Skyler invites people to live cooperatively and share amenities.
“Here we envision a truly intergenerational building with strategic amenities that support people of all ages during life transitions, including education, post-retirement activities, and healthcare,” Hollwich says. “The concept has inspired many developers to think different about their projects … and to start incorporating more age related aspects into their work.”
The model encourages greater fluidity. “With Skyler we developed a unit typology that is based around a central flexible space, our goal being to make the unit shareable between families, friends, or even strangers, with the ability to adapt depending on the needs of its residents.”
While the current co-living model is ideal for many independent boomers, it would need to be adapted as residents age into their 70s and 80s, gradually requiring assistance and more care options.
“Co-living does not prescribe to a formula,” Hollwich says. “Many types of co-living examples are emerging all over the world, each with their own points of difference. It’s important to create environments where different types of people can explore living together and create diverse intergenerational communities.”
With fifty- and sixtysomethings beginning to gravitate toward these new housing models, Hollwich sees business opportunities for forward-thinking developers. “Millennials and boomers on both ends of the generational tree are seeking change, such as increased opportunities for social interaction, meaningful amenities, flexibility, and better transit options,” he says.
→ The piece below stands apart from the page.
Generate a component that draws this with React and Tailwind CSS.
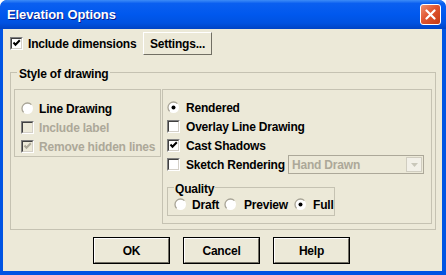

“I can see an innovative co-living entrepreneur choosing to start with the 55+ market and than expanding the product to attract all age groups.”
A brand of co-living communities targeting baby boomers would have a growing, prosperous market as they transition into their 70s and 80s, Hollwich believes, citing this demographic’s large numbers, disposable income and willingness to embrace “the next big thing.”